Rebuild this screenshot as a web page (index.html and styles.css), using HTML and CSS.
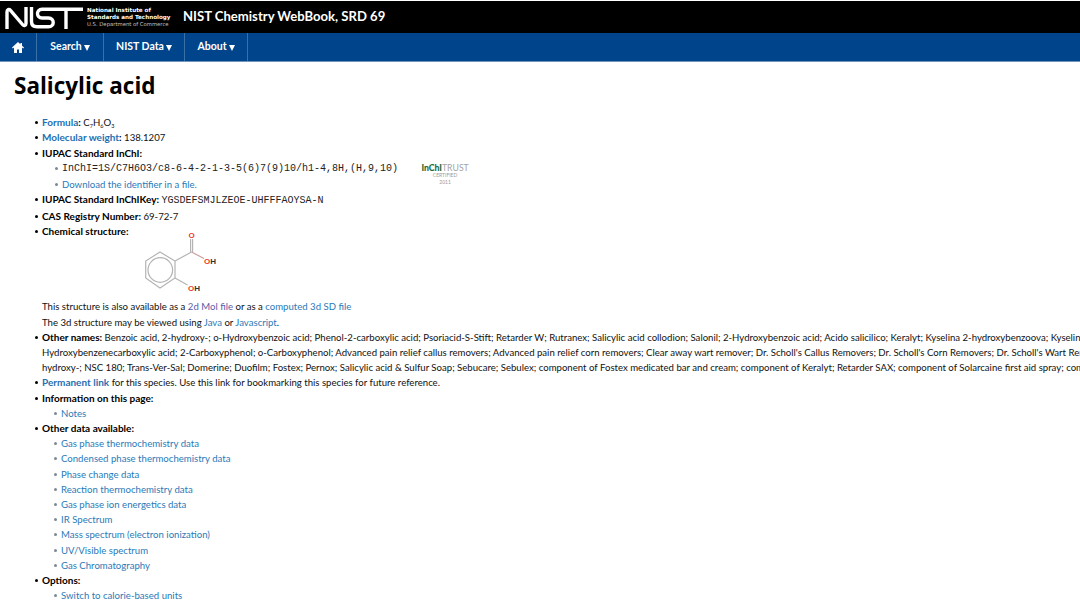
FILE: index.html
```html
<!DOCTYPE html>
<html lang="en">
<head>
<meta charset="utf-8">
<title>Salicylic acid</title>
<link rel="stylesheet" href="styles.css">
</head>
<body>
<header class="brand">
  <svg class="logo" width="78" height="22" viewBox="0 0 78 22" aria-label="NIST">
    <path class="logo-mark" d="M2 22V5C2 2.5 4 1.8 5.5 3.4L17.5 17.5C19 19.2 21 18.5 21 16.5V0M26.5 0V14.5C26.5 18 28.5 19.8 32 19.8H43.5C49.8 19.8 49.8 11 43.5 11H37C31 11 31 2.2 37 2.2H78M61 2.2V22"/>
  </svg>
  <div class="agency">
    <span class="agency-strong">National Institute of</span>
    <span class="agency-strong">Standards and Technology</span>
    <span class="agency-dept">U.S. Department of Commerce</span>
  </div>
  <div class="site-title">NIST Chemistry WebBook, SRD 69</div>
</header>
<nav class="nav">
  <a class="nav-home" href="#" aria-label="Home">
    <svg width="12" height="11" viewBox="0 0 12 11"><path fill="#fff" d="M6 0 0 5.6l.8.9L2 5.4V11h3V7.4h2V11h3V5.4l1.2 1.1.8-.9L10 3.8V1H8.4v1.3z"/></svg>
  </a>
  <a class="nav-item nav-search" href="#">Search<span class="caret"></span></a>
  <a class="nav-item nav-data" href="#">NIST Data<span class="caret"></span></a>
  <a class="nav-item nav-about" href="#">About<span class="caret"></span></a>
</nav>
<main class="content">
  <h1 class="title">Salicylic acid</h1>
  <ul class="facts">
    <li class="tall"><a class="strong-link" href="#">Formula</a><b>:</b> C<sub>7</sub>H<sub>6</sub>O<sub>3</sub></li>
    <li class="tall"><a class="strong-link" href="#">Molecular weight</a><b>:</b> 138.1207</li>
    <li class="tall"><b>IUPAC Standard InChI:</b>
      <ul class="sub">
        <li class="inchi-row"><span class="mono">InChI=1S/C7H6O3/c8-6-4-2-1-3-5(6)7(9)10/h1-4,8H,(H,9,10)</span>
          <span class="trust"><span class="trust-name"><span class="trust-green">InChI</span>TRUST</span><span class="trust-small">CERTIFIED</span><span class="trust-small">2011</span></span>
        </li>
        <li><a href="#">Download the identifier in a file.</a></li>
      </ul>
    </li>
    <li class="tall"><b>IUPAC Standard InChIKey:</b> <span class="mono">YGSDEFSMJLZEOE-UHFFFAOYSA-N</span></li>
    <li class="tall"><b>CAS Registry Number:</b> 69-72-7</li>
    <li><b>Chemical structure:</b>
      <svg class="structure" width="90" height="68" viewBox="130 231 90 68" role="img" aria-label="Salicylic acid structure">
        <g class="bond">
          <path d="M160 252 175 261V278L160 288 145.7 278V261Z"/>
          <circle cx="160.3" cy="270" r="12.3"/>
          <path d="M175 261 191.5 252M175 278 187.5 285"/>
          <path d="M190.6 252V239M192.6 252V239"/>
          <path class="bond-red" d="M191.5 252 204 258.5"/>
        </g>
        <text class="atom red" x="191.6" y="238" text-anchor="middle">O</text>
        <text class="atom" x="204" y="264"><tspan class="red">O</tspan>H</text>
        <text class="atom" x="188" y="291"><tspan class="red">O</tspan>H</text>
      </svg>
      <div>This structure is also available as a <a class="visited" href="#">2d Mol file</a> or as a <a href="#">computed 3d SD file</a></div>
      <div>The 3d structure may be viewed using <a href="#">Java</a> or <a href="#">Javascript</a>.</div>
    </li>
    <li class="names"><b>Other names:</b> Benzoic acid, 2-hydroxy-; o-Hydroxybenzoic acid; Phenol-2-carboxylic acid; Psoriacid-S-Stift; Retarder W; Rutranex; Salicylic acid collodion; Salonil; 2-Hydroxybenzoic acid; Acido salicilico; Keralyt; Kyselina 2-hydroxybenzoova; Kyselina salicylova;<br>Hydroxybenzenecarboxylic acid; 2-Carboxyphenol; o-Carboxyphenol; Advanced pain relief callus removers; Advanced pain relief corn removers; Clear away wart remover; Dr. Scholl's Callus Removers; Dr. Scholl's Corn Removers; Dr. Scholl's Wart Remover Kit;<br>hydroxy-; NSC 180; Trans-Ver-Sal; Domerine; Duofilm; Fostex; Pernox; Salicylic acid &amp; Sulfur Soap; Sebucare; Sebulex; component of Fostex medicated bar and cream; component of Keralyt; Retarder SAX; component of Solarcaine first aid spray; component of</li>
    <li><a class="strong-link" href="#">Permanent link</a> for this species. Use this link for bookmarking this species for future reference.</li>
    <li><b>Information on this page:</b>
      <ul class="sub sub-tight">
        <li><a href="#">Notes</a></li>
      </ul>
    </li>
    <li><b>Other data available:</b>
      <ul class="sub sub-tight">
        <li><a href="#">Gas phase thermochemistry data</a></li>
        <li><a href="#">Condensed phase thermochemistry data</a></li>
        <li><a href="#">Phase change data</a></li>
        <li><a href="#">Reaction thermochemistry data</a></li>
        <li><a href="#">Gas phase ion energetics data</a></li>
        <li><a href="#">IR Spectrum</a></li>
        <li><a href="#">Mass spectrum (electron ionization)</a></li>
        <li><a href="#">UV/Visible spectrum</a></li>
        <li><a href="#">Gas Chromatography</a></li>
      </ul>
    </li>
    <li><b>Options:</b>
      <ul class="sub sub-tight">
        <li><a href="#">Switch to calorie-based units</a></li>
      </ul>
    </li>
  </ul>
</main>
</body>
</html>
```
FILE: styles.css
```css
html, body { margin: 0; padding: 0; height: 611px; overflow: hidden; background: #fff; }
body { font-family: "Lato", "Liberation Sans", sans-serif; font-size: 9.6px; line-height: 15.2px; color: #111; }
a { color: #2a7ab8; text-decoration: none; }
b { font-size: 10px; font-weight: 700; color: #000; }

.brand { display: flex; align-items: center; height: 32px; margin-top: 1px; background: #000; color: #fff; }
.logo { margin: 2px 0 0 5px; flex: none; }
.logo-mark { fill: none; stroke: #fff; stroke-width: 3.4; }
.agency { display: flex; flex-direction: column; margin-left: 4px; width: 94px; font-family: "DejaVu Sans", sans-serif; font-size: 5.6px; line-height: 7px; white-space: nowrap; }
.agency-strong { font-weight: 700; }
.agency-dept { color: #c4c4c4; font-size: 5.3px; }
.site-title { margin-left: 2px; font-family: "Lato", sans-serif; font-size: 13.1px; font-weight: 700; white-space: nowrap; }

.nav { display: flex; height: 29px; box-sizing: border-box; background: #00458c; border-bottom: 1px solid #6f94bb; }
.nav-home, .nav-item { display: flex; align-items: center; box-sizing: border-box; border-right: 1px solid #3a6fa8; color: #fff; font-weight: 700; font-size: 10.5px; }
.nav-home { width: 37px; justify-content: center; }
.nav-item { justify-content: center; }
.nav-search { width: 67px; }
.nav-data { width: 81px; }
.nav-about { width: 63px; }
.caret { width: 0; height: 0; margin: 1px 0 0 2px; border-left: 3.5px solid transparent; border-right: 3.5px solid transparent; border-top: 6px solid #fff; }

.content { width: 1600px; }
.title { margin: 0; padding: 8px 0 0 14px; font-family: "Open Sans", sans-serif; font-size: 22.5px; line-height: 32px; font-weight: 700; color: #000; }
.facts { margin: 13px 0 0; padding: 0 0 0 42px; list-style: none; }
.facts > li { position: relative; }
.facts > .tall { line-height: 15.45px; }
.facts > li::before { content: ""; position: absolute; left: -7px; top: 6px; width: 3px; height: 3px; border-radius: 50%; background: #000; }
.sub { margin: 0; padding: 0 0 0 20px; list-style: none; }
.sub-tight { padding-left: 19px; }
.sub > li { position: relative; }
.sub > li::before { content: ""; position: absolute; left: -7px; top: 6px; width: 3px; height: 3px; border-radius: 50%; background: #7d8a94; }
.mono { font-family: "Liberation Mono", monospace; font-size: 10px; color: #222; }
.strong-link { font-size: 10px; font-weight: 700; color: #1f6fb2; }
.visited { color: #5a5aa8; }
sub { font-size: 5.5px; line-height: 0; vertical-align: -2px; }
.inchi-row { display: flex; align-items: flex-start; }
.trust { display: flex; flex-direction: column; align-items: center; margin: 0 0 -6px 24px; width: 46px; height: 21px; color: #9a9a9a; }
.trust-name { font-size: 8.7px; line-height: 9px; margin-top: 2px; color: #a4a4a4; }
.trust-green { color: #1d6b3a; font-weight: 900; }
.trust-small { font-size: 5px; line-height: 7px; }
.structure { display: block; margin: -8px 0 0 88px; }
.bond { fill: none; stroke: #b4b4b4; stroke-width: 1.2; }
.bond-red { stroke: #c9a0a0; }
.atom { font-family: "Liberation Sans", sans-serif; font-size: 8px; font-weight: 700; fill: #333; }
.red { fill: #e8402f; }
```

------

▶ [Task]: From the data above, copy each line that holds "page".

▶ [Reply]:
Rebuild this screenshot as a web page (index.html and styles.css), using HTML and CSS.
    <li><b>Information on this page:</b>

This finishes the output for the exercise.